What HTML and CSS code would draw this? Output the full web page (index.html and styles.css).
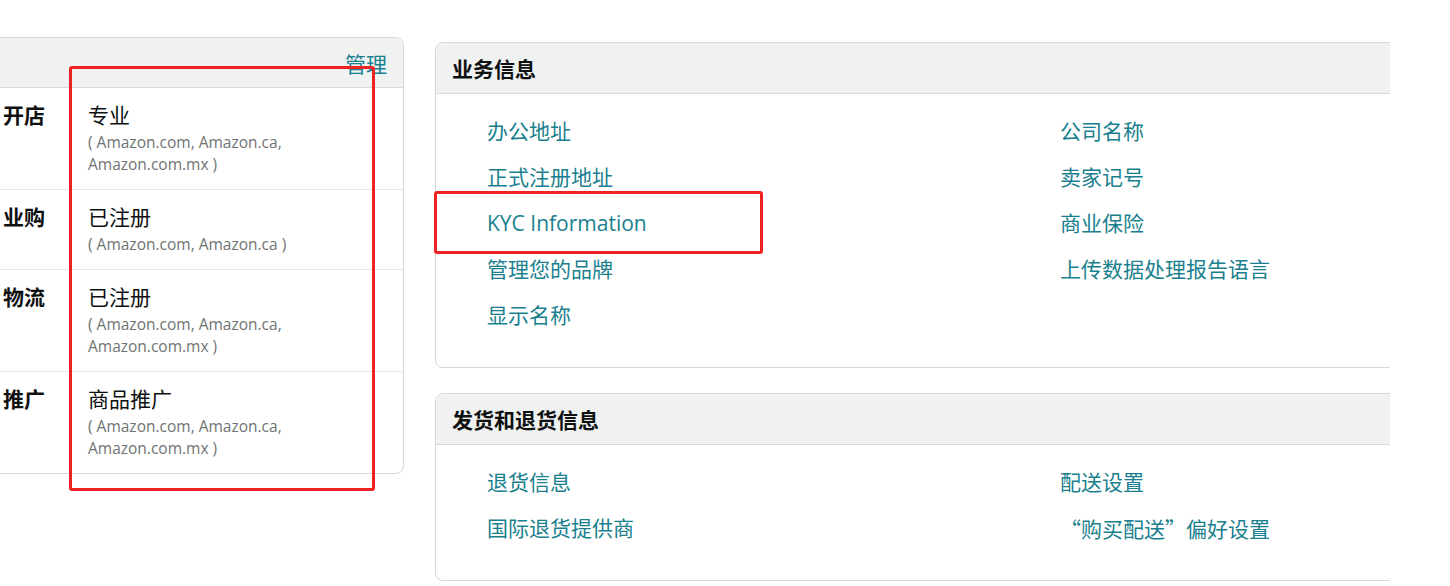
FILE: index.html
```html
<!DOCTYPE html>
<html lang="zh-CN">
<head>
<meta charset="UTF-8">
<meta name="viewport" content="width=device-width, initial-scale=1.0">
<title>账户信息</title>
<link rel="stylesheet" href="styles.css">
</head>
<body>

<div class="page">
    <div class="card services">
        <div class="card-head">
            <span></span>
            <a href="#" class="link">管理</a>
        </div>
        <div class="service-row">
            <div class="label">开店</div>
            <div class="value">
                <div class="value-main">专业</div>
                <div class="value-sub">( Amazon.com, Amazon.ca, Amazon.com.mx )</div>
            </div>
        </div>
        <div class="service-row">
            <div class="label">业购</div>
            <div class="value">
                <div class="value-main">已注册</div>
                <div class="value-sub">( Amazon.com, Amazon.ca )</div>
            </div>
        </div>
        <div class="service-row">
            <div class="label">物流</div>
            <div class="value">
                <div class="value-main">已注册</div>
                <div class="value-sub">( Amazon.com, Amazon.ca, Amazon.com.mx )</div>
            </div>
        </div>
        <div class="service-row">
            <div class="label">推广</div>
            <div class="value">
                <div class="value-main">商品推广</div>
                <div class="value-sub">( Amazon.com, Amazon.ca, Amazon.com.mx )</div>
            </div>
        </div>
    </div>

    <div class="right-col">
        <div class="card">
            <div class="card-head">业务信息</div>
            <div class="card-body">
                <div class="link-list">
                    <a href="#" class="link">办公地址</a>
                    <a href="#" class="link">正式注册地址</a>
                    <a href="#" class="link">KYC Information</a>
                    <a href="#" class="link">管理您的品牌</a>
                    <a href="#" class="link">显示名称</a>
                </div>
                <div class="link-list">
                    <a href="#" class="link">公司名称</a>
                    <a href="#" class="link">卖家记号</a>
                    <a href="#" class="link">商业保险</a>
                    <a href="#" class="link">上传数据处理报告语言</a>
                </div>
            </div>
        </div>

        <div class="card">
            <div class="card-head">发货和退货信息</div>
            <div class="card-body">
                <div class="link-list">
                    <a href="#" class="link">退货信息</a>
                    <a href="#" class="link">国际退货提供商</a>
                </div>
                <div class="link-list">
                    <a href="#" class="link">配送设置</a>
                    <a href="#" class="link cjk">“购买配送”偏好设置</a>
                </div>
            </div>
        </div>
    </div>
</div>

<!-- annotation boxes drawn over the screenshot -->
<div class="mark mark-services"></div>
<div class="mark mark-kyc"></div>

</body>
</html>
```

FILE: styles.css
```css
body {
    margin: 0;
    background-color: #fff;
    font-family: "Open Sans", "Noto Sans CJK SC", sans-serif;
    color: #0f1111;
    overflow: hidden;
}
.page {
    display: flex;
    align-items: flex-start;
    width: 1390px;
    height: 586px;
    overflow: hidden;
}
.card {
    border: 1px solid #d5d9d9;
    border-radius: 8px;
    background-color: #fff;
    overflow: hidden;
}
.card-head {
    display: flex;
    justify-content: space-between;
    align-items: center;
    height: 50px;
    padding: 0 16px;
    background-color: #f0f2f2;
    border-bottom: 1px solid #d5d9d9;
    font-size: 21px;
    font-weight: bold;
}
.link {
    color: #1a7f8e;
    text-decoration: none;
    font-weight: normal;
}
.cjk {
    font-family: "Noto Sans CJK SC", sans-serif;
}
.services {
    flex: none;
    width: 522px;
    margin-left: -120px;
    margin-top: 37px;
}
.services .card-head {
    height: 49px;
}
.service-row {
    display: grid;
    grid-template-columns: 148px 1fr;
    column-gap: 43px;
    padding: 15px 16px 14px;
    border-bottom: 1px solid #e3e6e6;
}
.service-row:first-of-type {
    padding-top: 17px;
    padding-bottom: 13px;
}
.service-row:last-child {
    border-bottom: none;
}
.label {
    text-align: right;
    font-size: 21px;
    font-weight: bold;
    line-height: 24px;
}
.value-main {
    font-size: 21px;
    line-height: 24px;
    margin-bottom: 4px;
}
.value-sub {
    width: 300px;
    font-size: 15.5px;
    line-height: 22px;
    color: #6f7373;
}
.right-col {
    flex: none;
    display: flex;
    flex-direction: column;
    gap: 25px;
    width: 1200px;
    margin-left: 31px;
    margin-top: 42px;
}
.card-body {
    display: grid;
    grid-template-columns: 573px 1fr;
    padding: 14px 51px 29px;
}
.link-list {
    display: flex;
    flex-direction: column;
}
.link-list .link {
    font-size: 21px;
    line-height: 46px;
}
.mark {
    position: absolute;
    border: 3px solid #ee2222;
    border-radius: 3px;
}
.mark-services {
    left: 69px;
    top: 66px;
    width: 300px;
    height: 419px;
}
.mark-kyc {
    left: 434px;
    top: 191px;
    width: 323px;
    height: 57px;
}
```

* Challenge *
Repeat all of the data above word for word, minus the pictures.

* Result for this task *
What HTML and CSS code would draw this? Output the full web page (index.html and styles.css).
FILE: index.html
```html
<!DOCTYPE html>
<html lang="zh-CN">
<head>
<meta charset="UTF-8">
<meta name="viewport" content="width=device-width, initial-scale=1.0">
<title>账户信息</title>
<link rel="stylesheet" href="styles.css">
</head>
<body>

<div class="page">
    <div class="card services">
        <div class="card-head">
            <span></span>
            <a href="#" class="link">管理</a>
        </div>
        <div class="service-row">
            <div class="label">开店</div>
            <div class="value">
                <div class="value-main">专业</div>
                <div class="value-sub">( Amazon.com, Amazon.ca, Amazon.com.mx )</div>
            </div>
        </div>
        <div class="service-row">
            <div class="label">业购</div>
            <div class="value">
                <div class="value-main">已注册</div>
                <div class="value-sub">( Amazon.com, Amazon.ca )</div>
            </div>
        </div>
        <div class="service-row">
            <div class="label">物流</div>
            <div class="value">
                <div class="value-main">已注册</div>
                <div class="value-sub">( Amazon.com, Amazon.ca, Amazon.com.mx )</div>
            </div>
        </div>
        <div class="service-row">
            <div class="label">推广</div>
            <div class="value">
                <div class="value-main">商品推广</div>
                <div class="value-sub">( Amazon.com, Amazon.ca, Amazon.com.mx )</div>
            </div>
        </div>
    </div>

    <div class="right-col">
        <div class="card">
            <div class="card-head">业务信息</div>
            <div class="card-body">
                <div class="link-list">
                    <a href="#" class="link">办公地址</a>
                    <a href="#" class="link">正式注册地址</a>
                    <a href="#" class="link">KYC Information</a>
                    <a href="#" class="link">管理您的品牌</a>
                    <a href="#" class="link">显示名称</a>
                </div>
                <div class="link-list">
                    <a href="#" class="link">公司名称</a>
                    <a href="#" class="link">卖家记号</a>
                    <a href="#" class="link">商业保险</a>
                    <a href="#" class="link">上传数据处理报告语言</a>
                </div>
            </div>
        </div>

        <div class="card">
            <div class="card-head">发货和退货信息</div>
            <div class="card-body">
                <div class="link-list">
                    <a href="#" class="link">退货信息</a>
                    <a href="#" class="link">国际退货提供商</a>
                </div>
                <div class="link-list">
                    <a href="#" class="link">配送设置</a>
                    <a href="#" class="link cjk">“购买配送”偏好设置</a>
                </div>
            </div>
        </div>
    </div>
</div>

<!-- annotation boxes drawn over the screenshot -->
<div class="mark mark-services"></div>
<div class="mark mark-kyc"></div>

</body>
</html>
```

FILE: styles.css
```css
body {
    margin: 0;
    background-color: #fff;
    font-family: "Open Sans", "Noto Sans CJK SC", sans-serif;
    color: #0f1111;
    overflow: hidden;
}
.page {
    display: flex;
    align-items: flex-start;
    width: 1390px;
    height: 586px;
    overflow: hidden;
}
.card {
    border: 1px solid #d5d9d9;
    border-radius: 8px;
    background-color: #fff;
    overflow: hidden;
}
.card-head {
    display: flex;
    justify-content: space-between;
    align-items: center;
    height: 50px;
    padding: 0 16px;
    background-color: #f0f2f2;
    border-bottom: 1px solid #d5d9d9;
    font-size: 21px;
    font-weight: bold;
}
.link {
    color: #1a7f8e;
    text-decoration: none;
    font-weight: normal;
}
.cjk {
    font-family: "Noto Sans CJK SC", sans-serif;
}
.services {
    flex: none;
    width: 522px;
    margin-left: -120px;
    margin-top: 37px;
}
.services .card-head {
    height: 49px;
}
.service-row {
    display: grid;
    grid-template-columns: 148px 1fr;
    column-gap: 43px;
    padding: 15px 16px 14px;
    border-bottom: 1px solid #e3e6e6;
}
.service-row:first-of-type {
    padding-top: 17px;
    padding-bottom: 13px;
}
.service-row:last-child {
    border-bottom: none;
}
.label {
    text-align: right;
    font-size: 21px;
    font-weight: bold;
    line-height: 24px;
}
.value-main {
    font-size: 21px;
    line-height: 24px;
    margin-bottom: 4px;
}
.value-sub {
    width: 300px;
    font-size: 15.5px;
    line-height: 22px;
    color: #6f7373;
}
.right-col {
    flex: none;
    display: flex;
    flex-direction: column;
    gap: 25px;
    width: 1200px;
    margin-left: 31px;
    margin-top: 42px;
}
.card-body {
    display: grid;
    grid-template-columns: 573px 1fr;
    padding: 14px 51px 29px;
}
.link-list {
    display: flex;
    flex-direction: column;
}
.link-list .link {
    font-size: 21px;
    line-height: 46px;
}
.mark {
    position: absolute;
    border: 3px solid #ee2222;
    border-radius: 3px;
}
.mark-services {
    left: 69px;
    top: 66px;
    width: 300px;
    height: 419px;
}
.mark-kyc {
    left: 434px;
    top: 191px;
    width: 323px;
    height: 57px;
}
```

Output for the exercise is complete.